__Problem details__
Every record must be repeated exactly; omit any pictures they contain.

__Source data__
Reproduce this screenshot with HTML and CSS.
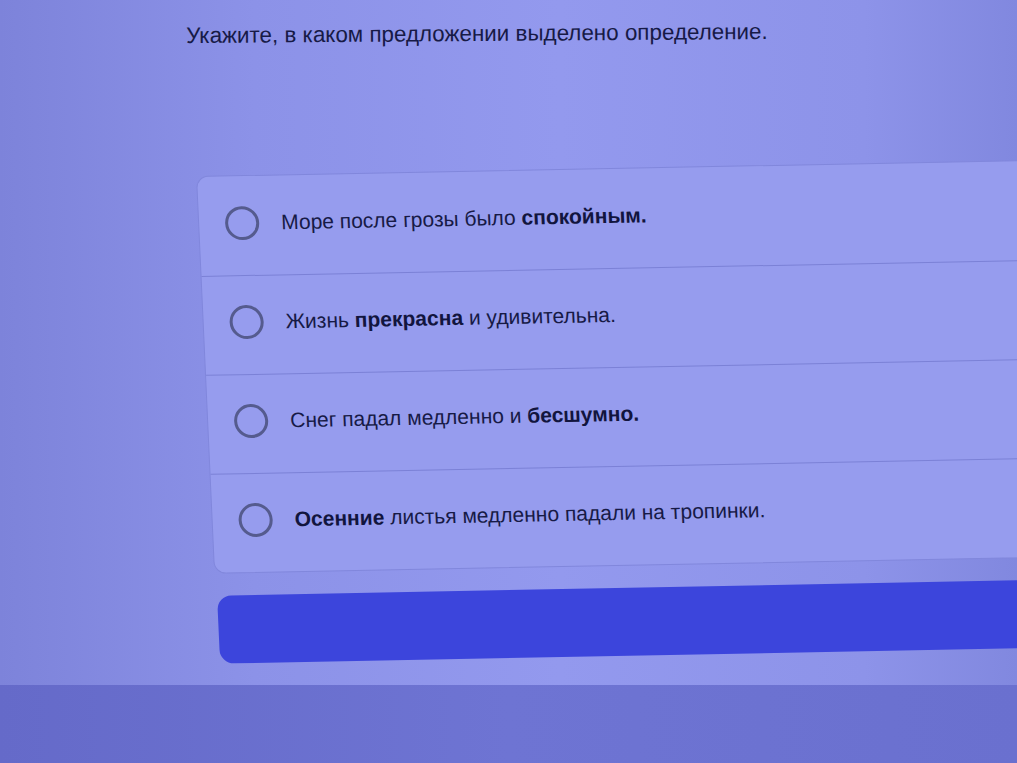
FILE: index.html
```html
<!DOCTYPE html>
<html lang="ru">
<head>
    <meta charset="UTF-8">
    <meta name="viewport" content="width=device-width, initial-scale=1.0">
    <title>Тест</title>
    <link rel="stylesheet" href="styles.css">
</head>
<body>
    <div class="screen">
        <p class="question">Укажите, в каком предложении выделено определение.</p>
        <div class="quiz">
            <div class="card">
                <label class="option">
                    <span class="radio"></span>
                    <span class="text">Море после грозы было <b>спокойным.</b></span>
                </label>
                <label class="option">
                    <span class="radio"></span>
                    <span class="text">Жизнь <b>прекрасна</b> и удивительна.</span>
                </label>
                <label class="option">
                    <span class="radio"></span>
                    <span class="text">Снег падал медленно и <b>бесшумно.</b></span>
                </label>
                <label class="option">
                    <span class="radio"></span>
                    <span class="text"><b>Осенние</b> листья медленно падали на тропинки.</span>
                </label>
            </div>
            <div class="submit"></div>
        </div>
    </div>
    <div class="bezel"></div>
</body>
</html>
```

FILE: styles.css
```css
* {
    margin: 0;
    box-sizing: border-box;
}

body {
    font-family: "Liberation Sans", Arial, sans-serif;
    color: #171a46;
    overflow: hidden;
    background: #8a90e6;
}

.screen {
    height: 685px;
    padding-top: 23px;
    background: linear-gradient(90deg, #7d83da 0%, #8c92e8 25%, #9399ee 55%, #8d93e9 85%, #8188df 100%);
}

.question {
    margin-left: 186px;
    font-size: 22.4px;
    transform: rotate(-0.4deg);
    transform-origin: left top;
}

.quiz {
    margin-top: 127px;
    margin-left: 196px;
    margin-right: -60px;
    transform: rotate(-1.1deg) skewX(1.5deg);
    transform-origin: left top;
}

.card {
    background: #969cee;
    border: 1px solid #8187dc;
    border-radius: 12px;
}

.option {
    display: flex;
    align-items: center;
    gap: 22px;
    height: 99px;
    padding-left: 26px;
    padding-bottom: 6px;
    border-top: 1px solid #7b81d6;
    font-size: 21px;
}

.option:first-child {
    border-top: none;
}

.radio {
    width: 34px;
    height: 34px;
    border: 3px solid #555b8e;
    border-radius: 50%;
    flex-shrink: 0;
}

.text b {
    color: #12153e;
}

.submit {
    margin-top: 22px;
    margin-left: 2px;
    height: 68px;
    background: #3c45dc;
    border-radius: 14px;
}

.bezel {
    height: 78px;
    background: linear-gradient(90deg, #656ac9 0%, #6e74d3 50%, #6a70cf 100%);
}
```
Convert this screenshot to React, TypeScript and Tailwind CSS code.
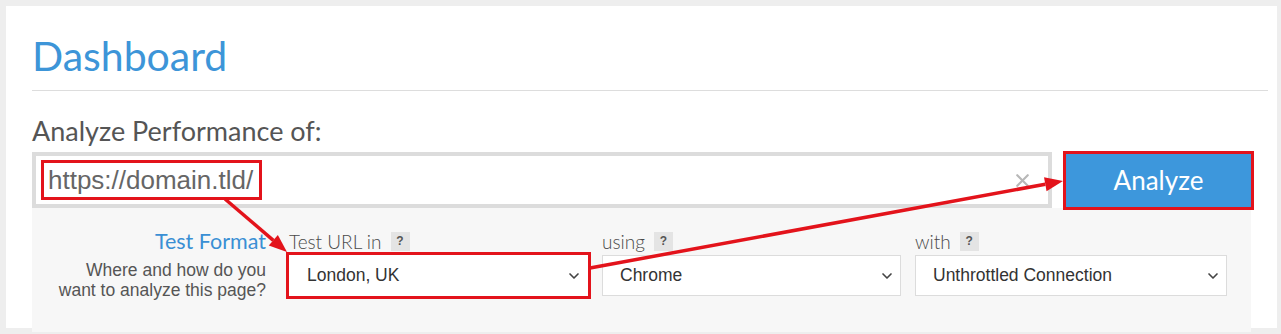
import { ChevronDown, X } from 'lucide-react';

const RED = '#e3131b';

function Help() {
  return (
    <span className="inline-flex items-center justify-center w-[19px] h-[19px] bg-[#e4e4e4] text-[#555] text-[12px] font-bold font-['Liberation_Sans',Arial,sans-serif] leading-none">
      ?
    </span>
  );
}

function Select({ label, value, width, marked }: { label: string; value: string; width: string; marked?: boolean }) {
  return (
    <div className={`flex flex-col gap-[4px] ${width}`}>
      <div className="flex items-center gap-[9px] h-[20px]">
        <span className="font-['Lato',sans-serif] font-light text-[19px] leading-none text-[#4a4a4a]">{label}</span>
        <Help />
      </div>
      <div
        className={`flex items-center justify-between h-[41px] bg-white pl-[17px] pr-[5px] ${
          marked ? 'outline-3 outline-[#e3131b] border border-transparent' : 'border border-[#dcdcdc]'
        }`}
      >
        <span className="font-['Liberation_Sans',Arial,sans-serif] text-[17.5px] text-[#333]">{value}</span>
        <ChevronDown size={16} strokeWidth={2.5} className="text-[#444]" />
      </div>
    </div>
  );
}

function Arrow({ x1, y1, x2, y2 }: { x1: number; y1: number; x2: number; y2: number }) {
  const a = Math.atan2(y2 - y1, x2 - x1);
  const len = 18;
  const w = 7;
  const bx = x2 - len * Math.cos(a);
  const by = y2 - len * Math.sin(a);
  const px = -Math.sin(a) * w;
  const py = Math.cos(a) * w;
  return (
    <g>
      <line x1={x1} y1={y1} x2={bx} y2={by} stroke={RED} strokeWidth={3.5} />
      <polygon points={`${x2},${y2} ${bx + px},${by + py} ${bx - px},${by - py}`} fill={RED} />
    </g>
  );
}

export default function App() {
  return (
    <div className="relative h-[334px] bg-[#eeeeee] pt-[6px] pl-[6px] pr-[4px] pb-[6px]">
      <div className="h-full bg-white pt-[29px] pl-[26px] pr-[26px]">
        <h1 className="font-['Lato',sans-serif] text-[41px] leading-none text-[#3d95d8]">Dashboard</h1>
        <div className="mt-[14px] h-px bg-[#dddddd] -mr-[17px]" />

        <div className="mt-[26px] font-['Lato',sans-serif] text-[27px] leading-none text-[#555]">
          Analyze Performance of:
        </div>

        <div className="mt-[8px] flex items-center">
          <div className="flex items-center justify-between w-[1020px] h-[56px] border-4 border-[#dcdcdc] bg-white pl-[8px] pr-[15px]">
            <span className="inline-block outline-3 outline-[#e3131b] pl-[4px] pr-[6px] py-[1px] font-['Liberation_Sans',Arial,sans-serif] text-[26px] leading-[32px] text-[#666]">
              https://domain.tld/
            </span>
            <X size={21} strokeWidth={2.5} className="text-[#b8b8b8]" />
          </div>
          <button className="ml-auto h-[53px] w-[185px] bg-[#3d97dc] outline-3 outline-[#e3131b] font-['Lato',sans-serif] text-[26px] text-white">
            Analyze
          </button>
        </div>

        <div className="flex bg-[#f7f7f7] pt-[23px] pb-[32px] pr-[24px]">
          <div className="w-[234px] text-right">
            <div className="font-['Lato',sans-serif] text-[21.5px] leading-none text-[#3a8fd4] h-[20px]">Test Format</div>
            <div className="mt-[9px] font-['Liberation_Sans',Arial,sans-serif] text-[17.5px] leading-[20px] text-[#555]">
              Where and how do you
              <br />
              want to analyze this page?
            </div>
          </div>
          <div className="ml-[23px] flex gap-[14px]">
            <Select label="Test URL in" value="London, UK" width="w-[299px]" marked />
            <Select label="using" value="Chrome" width="w-[299px]" />
            <Select label="with" value="Unthrottled Connection" width="w-[312px]" />
          </div>
        </div>
      </div>

      <svg className="absolute inset-0 pointer-events-none" width="1281" height="334">
        <Arrow x1={225} y1={199} x2={287} y2={252} />
        <Arrow x1={590} y1={268} x2={1063} y2={181} />
      </svg>
    </div>
  );
}
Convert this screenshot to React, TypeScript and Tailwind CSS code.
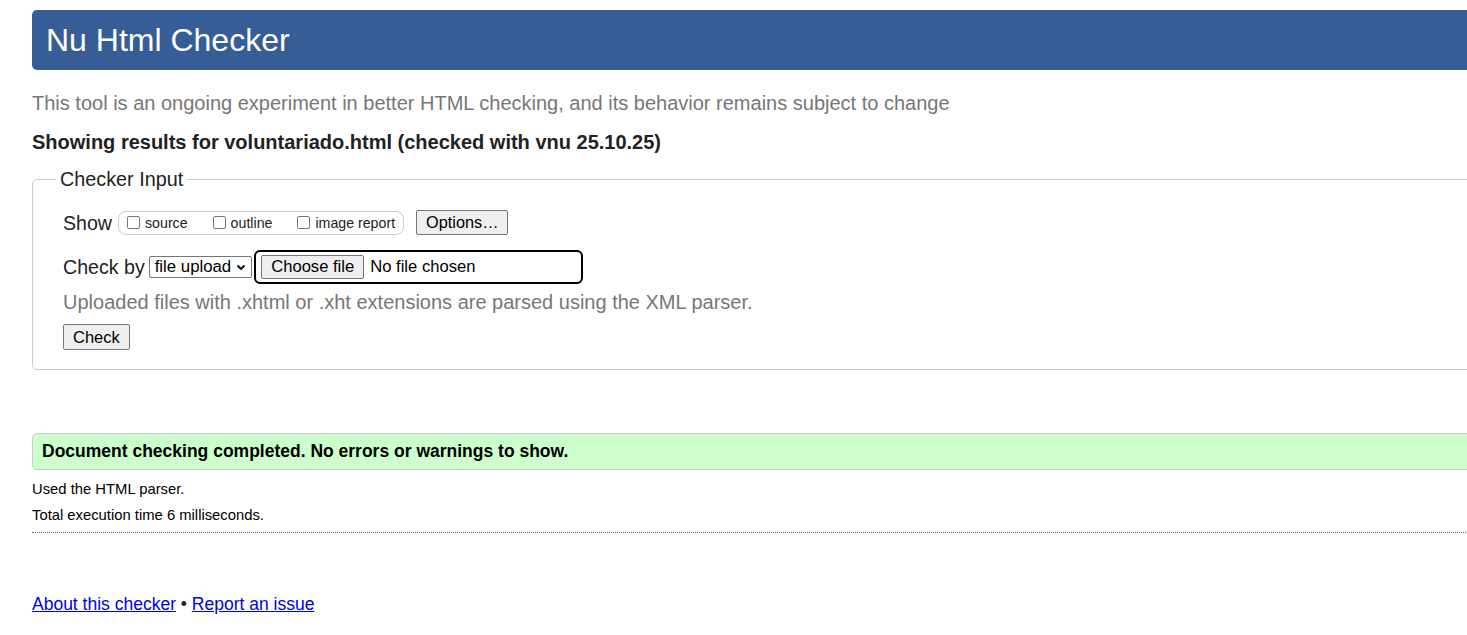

__Exercise solution__
Reproduce this screenshot with HTML and CSS.
FILE: index.html
```html
<!DOCTYPE html>
<html lang="ru">
<head>
    <meta charset="UTF-8">
    <meta name="viewport" content="width=device-width, initial-scale=1.0">
    <title>Тест</title>
    <link rel="stylesheet" href="styles.css">
</head>
<body>
    <div class="screen">
        <p class="question">Укажите, в каком предложении выделено определение.</p>
        <div class="quiz">
            <div class="card">
                <label class="option">
                    <span class="radio"></span>
                    <span class="text">Море после грозы было <b>спокойным.</b></span>
                </label>
                <label class="option">
                    <span class="radio"></span>
                    <span class="text">Жизнь <b>прекрасна</b> и удивительна.</span>
                </label>
                <label class="option">
                    <span class="radio"></span>
                    <span class="text">Снег падал медленно и <b>бесшумно.</b></span>
                </label>
                <label class="option">
                    <span class="radio"></span>
                    <span class="text"><b>Осенние</b> листья медленно падали на тропинки.</span>
                </label>
            </div>
            <div class="submit"></div>
        </div>
    </div>
    <div class="bezel"></div>
</body>
</html>
```

FILE: styles.css
```css
* {
    margin: 0;
    box-sizing: border-box;
}

body {
    font-family: "Liberation Sans", Arial, sans-serif;
    color: #171a46;
    overflow: hidden;
    background: #8a90e6;
}

.screen {
    height: 685px;
    padding-top: 23px;
    background: linear-gradient(90deg, #7d83da 0%, #8c92e8 25%, #9399ee 55%, #8d93e9 85%, #8188df 100%);
}

.question {
    margin-left: 186px;
    font-size: 22.4px;
    transform: rotate(-0.4deg);
    transform-origin: left top;
}

.quiz {
    margin-top: 127px;
    margin-left: 196px;
    margin-right: -60px;
    transform: rotate(-1.1deg) skewX(1.5deg);
    transform-origin: left top;
}

.card {
    background: #969cee;
    border: 1px solid #8187dc;
    border-radius: 12px;
}

.option {
    display: flex;
    align-items: center;
    gap: 22px;
    height: 99px;
    padding-left: 26px;
    padding-bottom: 6px;
    border-top: 1px solid #7b81d6;
    font-size: 21px;
}

.option:first-child {
    border-top: none;
}

.radio {
    width: 34px;
    height: 34px;
    border: 3px solid #555b8e;
    border-radius: 50%;
    flex-shrink: 0;
}

.text b {
    color: #12153e;
}

.submit {
    margin-top: 22px;
    margin-left: 2px;
    height: 68px;
    background: #3c45dc;
    border-radius: 14px;
}

.bezel {
    height: 78px;
    background: linear-gradient(90deg, #656ac9 0%, #6e74d3 50%, #6a70cf 100%);
}
```
Convert this screenshot to React, TypeScript and Tailwind CSS code.
import { ChevronDown, X } from 'lucide-react';

const RED = '#e3131b';

function Help() {
  return (
    <span className="inline-flex items-center justify-center w-[19px] h-[19px] bg-[#e4e4e4] text-[#555] text-[12px] font-bold font-['Liberation_Sans',Arial,sans-serif] leading-none">
      ?
    </span>
  );
}

function Select({ label, value, width, marked }: { label: string; value: string; width: string; marked?: boolean }) {
  return (
    <div className={`flex flex-col gap-[4px] ${width}`}>
      <div className="flex items-center gap-[9px] h-[20px]">
        <span className="font-['Lato',sans-serif] font-light text-[19px] leading-none text-[#4a4a4a]">{label}</span>
        <Help />
      </div>
      <div
        className={`flex items-center justify-between h-[41px] bg-white pl-[17px] pr-[5px] ${
          marked ? 'outline-3 outline-[#e3131b] border border-transparent' : 'border border-[#dcdcdc]'
        }`}
      >
        <span className="font-['Liberation_Sans',Arial,sans-serif] text-[17.5px] text-[#333]">{value}</span>
        <ChevronDown size={16} strokeWidth={2.5} className="text-[#444]" />
      </div>
    </div>
  );
}

function Arrow({ x1, y1, x2, y2 }: { x1: number; y1: number; x2: number; y2: number }) {
  const a = Math.atan2(y2 - y1, x2 - x1);
  const len = 18;
  const w = 7;
  const bx = x2 - len * Math.cos(a);
  const by = y2 - len * Math.sin(a);
  const px = -Math.sin(a) * w;
  const py = Math.cos(a) * w;
  return (
    <g>
      <line x1={x1} y1={y1} x2={bx} y2={by} stroke={RED} strokeWidth={3.5} />
      <polygon points={`${x2},${y2} ${bx + px},${by + py} ${bx - px},${by - py}`} fill={RED} />
    </g>
  );
}

export default function App() {
  return (
    <div className="relative h-[334px] bg-[#eeeeee] pt-[6px] pl-[6px] pr-[4px] pb-[6px]">
      <div className="h-full bg-white pt-[29px] pl-[26px] pr-[26px]">
        <h1 className="font-['Lato',sans-serif] text-[41px] leading-none text-[#3d95d8]">Dashboard</h1>
        <div className="mt-[14px] h-px bg-[#dddddd] -mr-[17px]" />

        <div className="mt-[26px] font-['Lato',sans-serif] text-[27px] leading-none text-[#555]">
          Analyze Performance of:
        </div>

        <div className="mt-[8px] flex items-center">
          <div className="flex items-center justify-between w-[1020px] h-[56px] border-4 border-[#dcdcdc] bg-white pl-[8px] pr-[15px]">
            <span className="inline-block outline-3 outline-[#e3131b] pl-[4px] pr-[6px] py-[1px] font-['Liberation_Sans',Arial,sans-serif] text-[26px] leading-[32px] text-[#666]">
              https://domain.tld/
            </span>
            <X size={21} strokeWidth={2.5} className="text-[#b8b8b8]" />
          </div>
          <button className="ml-auto h-[53px] w-[185px] bg-[#3d97dc] outline-3 outline-[#e3131b] font-['Lato',sans-serif] text-[26px] text-white">
            Analyze
          </button>
        </div>

        <div className="flex bg-[#f7f7f7] pt-[23px] pb-[32px] pr-[24px]">
          <div className="w-[234px] text-right">
            <div className="font-['Lato',sans-serif] text-[21.5px] leading-none text-[#3a8fd4] h-[20px]">Test Format</div>
            <div className="mt-[9px] font-['Liberation_Sans',Arial,sans-serif] text-[17.5px] leading-[20px] text-[#555]">
              Where and how do you
              <br />
              want to analyze this page?
            </div>
          </div>
          <div className="ml-[23px] flex gap-[14px]">
            <Select label="Test URL in" value="London, UK" width="w-[299px]" marked />
            <Select label="using" value="Chrome" width="w-[299px]" />
            <Select label="with" value="Unthrottled Connection" width="w-[312px]" />
          </div>
        </div>
      </div>

      <svg className="absolute inset-0 pointer-events-none" width="1281" height="334">
        <Arrow x1={225} y1={199} x2={287} y2={252} />
        <Arrow x1={590} y1={268} x2={1063} y2={181} />
      </svg>
    </div>
  );
}
Convert this screenshot to React, TypeScript and Tailwind CSS code.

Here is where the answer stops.